Moving the story along is the journey it takes to get from the introduction of our characters to the main problem that faces them to seeing it out to the end and all the misadventures in between.
But how do we make the journey interesting?
Let’s ask a more detailed question.
The one we’ve been asking all along.
How do I make each scene interesting?
Give each scene a purpose.
If every single scene we bring the writer into doesn’t have a purpose in moving the story forward then why on Earth are we telling them about the scene?!
So when you plot your outline be thinking of each scene and the “why” behind it’s necessary existence, because if your reader reads one or two scenes that seem to be not purposeful, that is, there is no “pay off” for them taking the time to read it they will likely put down the book.
An easy way to give our scenes a why
Yes, in our scenes we may want to show a certain detail about character development or reveal a hidden artifact, but the easiest way to get the reader through it and on to the next page is to create mini difficulties for the characters.
Our main problem may be that the antagonist(s) wants to blow up the world but while our hero is on the way to stop the no good antagonist(s) they need to run into many challenging obstacles on the way.
Think of your story as more of an obstacle course
To get to the finish line our protagonist needs to run through the maze, climb the slippery slime wall, survive the dread log tumble, jump through the fiery hoop, and before they can even see the finish line they have to carry the weighted sack of fortitude up mount killmyback.
That’s a story.
And each obstacle is a scene.

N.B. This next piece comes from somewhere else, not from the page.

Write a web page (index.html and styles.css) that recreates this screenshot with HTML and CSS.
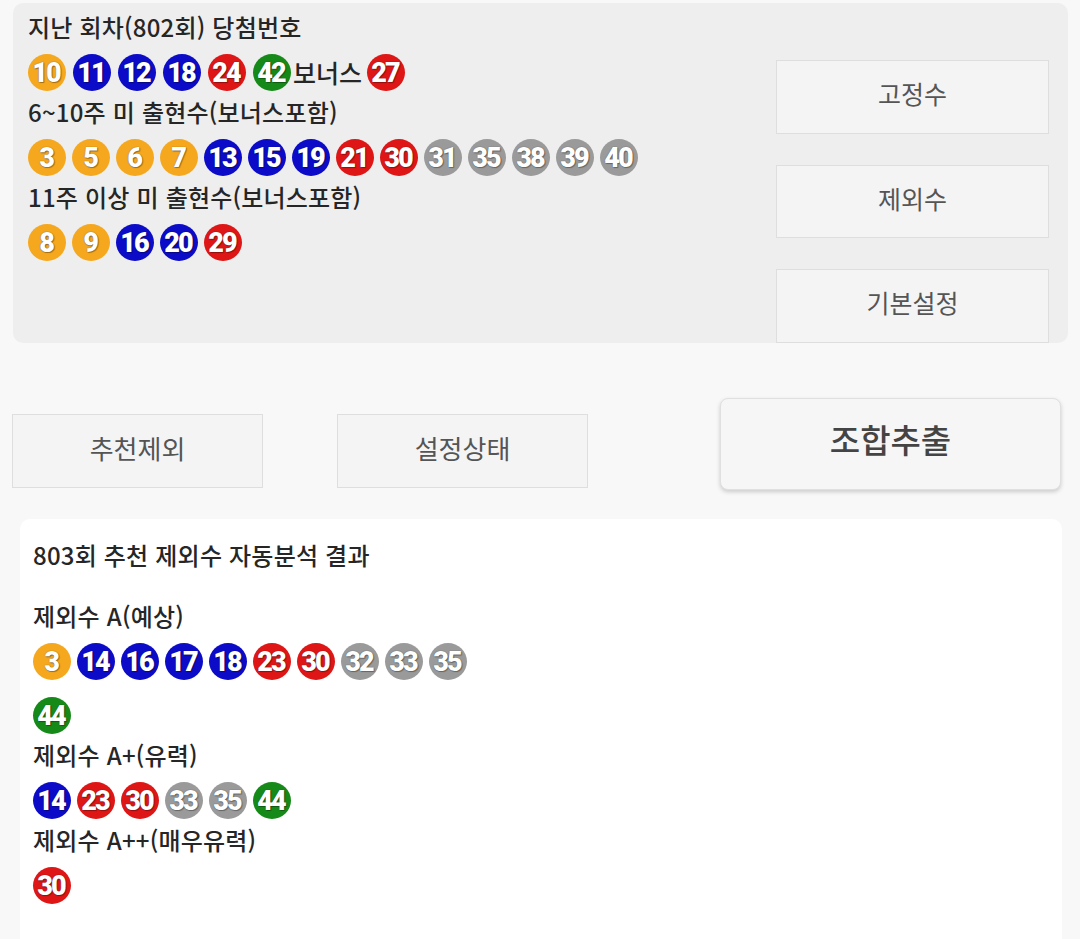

We see the obstacles and how the character handles them and each obstacle reveals more and more to us their true character. (“Show, don’t tell.”)
That’s how we move the story along, keep the reader interested, and reveal the true nature of our characters as we go 🙂
If we told the reader all about how each obstacle was made, how long it took, and about the nuts and bolts of it, that might be a little interesting (if you are trying to write a documentary about the story) but not if they haven’t seen it in action and seen how the course wrecks a character and is extremely interesting to watch.
Give each scene a purpose while you are revealing the story.
Make an obstacle around that purpose.
And your reader will be thinking that coveted question, “What’s going to happen next?!”
Hope this helps!
Happy writing!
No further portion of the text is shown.